* INSTRUCTIONS FOR THE TASK: List all lines in the material below that contain "styles".
--- start ---
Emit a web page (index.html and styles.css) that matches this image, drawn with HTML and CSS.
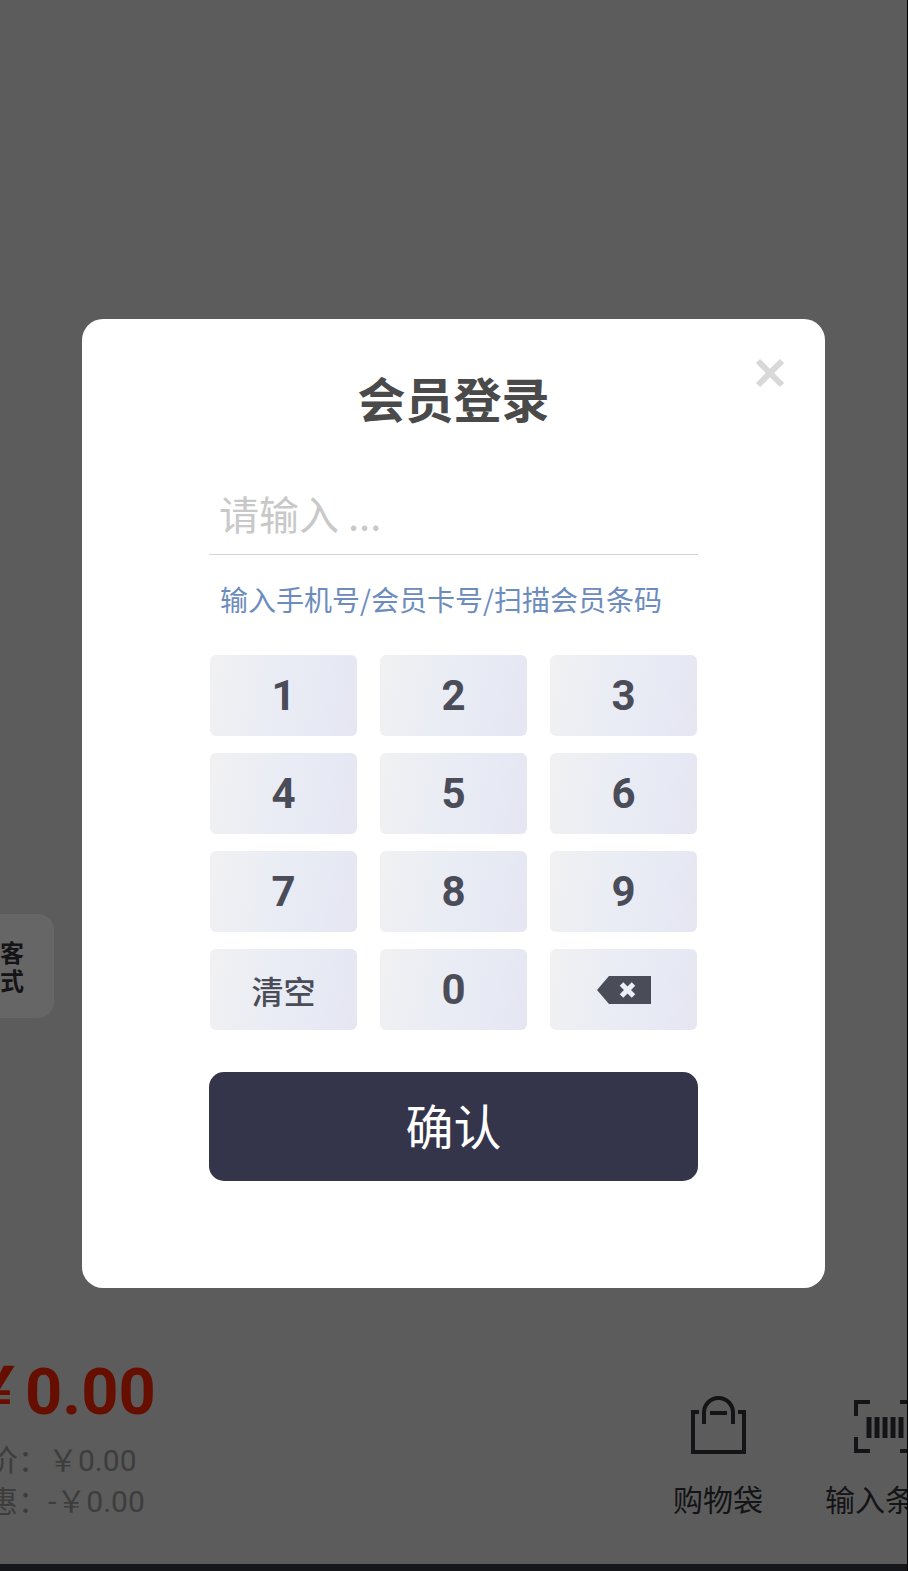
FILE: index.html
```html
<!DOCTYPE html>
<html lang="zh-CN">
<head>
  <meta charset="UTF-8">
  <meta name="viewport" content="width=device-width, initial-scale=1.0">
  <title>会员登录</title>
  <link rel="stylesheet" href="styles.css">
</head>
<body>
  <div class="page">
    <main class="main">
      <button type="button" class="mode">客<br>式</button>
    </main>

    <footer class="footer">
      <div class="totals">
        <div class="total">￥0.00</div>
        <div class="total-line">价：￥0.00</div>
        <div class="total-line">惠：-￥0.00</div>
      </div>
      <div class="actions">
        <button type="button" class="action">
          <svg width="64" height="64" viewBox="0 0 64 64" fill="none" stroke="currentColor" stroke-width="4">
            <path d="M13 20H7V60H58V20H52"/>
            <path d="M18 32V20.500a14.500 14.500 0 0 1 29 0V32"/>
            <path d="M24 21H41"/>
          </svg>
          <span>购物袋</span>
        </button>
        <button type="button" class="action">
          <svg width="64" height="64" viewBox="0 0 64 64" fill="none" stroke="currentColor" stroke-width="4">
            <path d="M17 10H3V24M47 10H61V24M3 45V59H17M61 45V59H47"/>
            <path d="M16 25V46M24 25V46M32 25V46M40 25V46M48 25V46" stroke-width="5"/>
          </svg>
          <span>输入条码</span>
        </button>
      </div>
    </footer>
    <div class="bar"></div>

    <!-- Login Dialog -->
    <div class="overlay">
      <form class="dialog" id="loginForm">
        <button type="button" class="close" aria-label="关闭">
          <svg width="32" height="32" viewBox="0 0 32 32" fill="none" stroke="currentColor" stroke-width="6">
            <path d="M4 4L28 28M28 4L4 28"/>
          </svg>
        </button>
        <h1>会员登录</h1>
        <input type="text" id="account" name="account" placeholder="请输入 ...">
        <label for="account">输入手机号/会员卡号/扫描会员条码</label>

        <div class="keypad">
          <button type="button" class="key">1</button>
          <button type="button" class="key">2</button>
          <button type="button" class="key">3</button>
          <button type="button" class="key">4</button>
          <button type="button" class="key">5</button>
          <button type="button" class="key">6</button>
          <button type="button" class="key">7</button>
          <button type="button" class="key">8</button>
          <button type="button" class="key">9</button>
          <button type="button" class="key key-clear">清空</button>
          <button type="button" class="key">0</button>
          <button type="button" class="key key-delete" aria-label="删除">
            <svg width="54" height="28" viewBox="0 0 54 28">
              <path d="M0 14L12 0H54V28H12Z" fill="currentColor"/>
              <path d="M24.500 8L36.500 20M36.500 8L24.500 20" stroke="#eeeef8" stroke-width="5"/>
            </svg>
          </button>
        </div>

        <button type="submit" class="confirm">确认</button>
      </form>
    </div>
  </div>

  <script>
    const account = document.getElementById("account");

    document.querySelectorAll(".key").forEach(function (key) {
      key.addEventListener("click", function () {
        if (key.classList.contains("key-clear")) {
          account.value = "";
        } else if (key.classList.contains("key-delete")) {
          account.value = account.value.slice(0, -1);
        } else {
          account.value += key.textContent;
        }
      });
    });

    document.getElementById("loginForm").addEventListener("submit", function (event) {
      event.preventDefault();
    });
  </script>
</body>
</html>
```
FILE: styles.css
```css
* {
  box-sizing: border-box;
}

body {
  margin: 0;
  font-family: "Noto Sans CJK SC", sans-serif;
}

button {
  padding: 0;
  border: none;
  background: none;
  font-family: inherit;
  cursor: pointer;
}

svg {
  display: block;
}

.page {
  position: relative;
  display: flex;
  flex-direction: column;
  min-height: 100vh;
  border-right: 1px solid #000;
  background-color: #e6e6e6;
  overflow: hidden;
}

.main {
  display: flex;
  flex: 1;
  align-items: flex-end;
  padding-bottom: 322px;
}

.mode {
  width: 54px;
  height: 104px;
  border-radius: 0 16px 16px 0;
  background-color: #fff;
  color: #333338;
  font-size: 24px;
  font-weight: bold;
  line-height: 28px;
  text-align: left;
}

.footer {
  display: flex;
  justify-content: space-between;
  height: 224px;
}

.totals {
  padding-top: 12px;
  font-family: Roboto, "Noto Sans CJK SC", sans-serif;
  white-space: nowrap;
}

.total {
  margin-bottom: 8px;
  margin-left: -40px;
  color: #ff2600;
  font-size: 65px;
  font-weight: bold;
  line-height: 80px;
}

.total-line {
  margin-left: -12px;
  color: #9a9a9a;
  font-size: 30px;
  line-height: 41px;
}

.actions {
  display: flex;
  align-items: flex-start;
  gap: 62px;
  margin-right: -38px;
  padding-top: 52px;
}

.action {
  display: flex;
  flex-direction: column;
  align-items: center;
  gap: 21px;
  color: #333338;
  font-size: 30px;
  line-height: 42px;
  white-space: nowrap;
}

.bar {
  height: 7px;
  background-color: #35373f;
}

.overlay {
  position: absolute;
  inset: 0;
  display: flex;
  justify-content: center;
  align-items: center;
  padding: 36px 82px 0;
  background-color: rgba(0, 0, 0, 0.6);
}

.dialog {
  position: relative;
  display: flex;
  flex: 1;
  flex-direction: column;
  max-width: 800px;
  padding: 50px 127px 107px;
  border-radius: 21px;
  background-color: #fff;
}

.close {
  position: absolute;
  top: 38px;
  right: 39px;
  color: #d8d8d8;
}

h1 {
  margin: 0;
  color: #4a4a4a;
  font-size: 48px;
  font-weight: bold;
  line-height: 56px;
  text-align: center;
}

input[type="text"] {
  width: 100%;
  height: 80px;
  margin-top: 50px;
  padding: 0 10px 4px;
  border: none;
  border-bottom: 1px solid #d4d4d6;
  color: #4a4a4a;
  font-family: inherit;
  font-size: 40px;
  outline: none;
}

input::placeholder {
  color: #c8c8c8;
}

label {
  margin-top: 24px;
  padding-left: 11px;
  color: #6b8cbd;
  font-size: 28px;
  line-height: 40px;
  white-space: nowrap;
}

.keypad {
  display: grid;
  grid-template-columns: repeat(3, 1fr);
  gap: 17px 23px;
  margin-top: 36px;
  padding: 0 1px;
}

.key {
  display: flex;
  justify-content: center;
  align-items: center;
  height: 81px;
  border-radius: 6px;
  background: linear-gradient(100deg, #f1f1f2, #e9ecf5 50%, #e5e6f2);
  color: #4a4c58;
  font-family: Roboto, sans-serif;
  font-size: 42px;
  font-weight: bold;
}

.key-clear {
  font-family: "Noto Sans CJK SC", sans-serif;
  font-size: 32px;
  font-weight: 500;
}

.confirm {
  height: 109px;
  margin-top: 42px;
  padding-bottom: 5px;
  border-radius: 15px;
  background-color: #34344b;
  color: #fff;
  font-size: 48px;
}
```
--- end ---
* RESPONSE TO THIS EXERCISE:
Emit a web page (index.html and styles.css) that matches this image, drawn with HTML and CSS.
  <link rel="stylesheet" href="styles.css">
FILE: styles.css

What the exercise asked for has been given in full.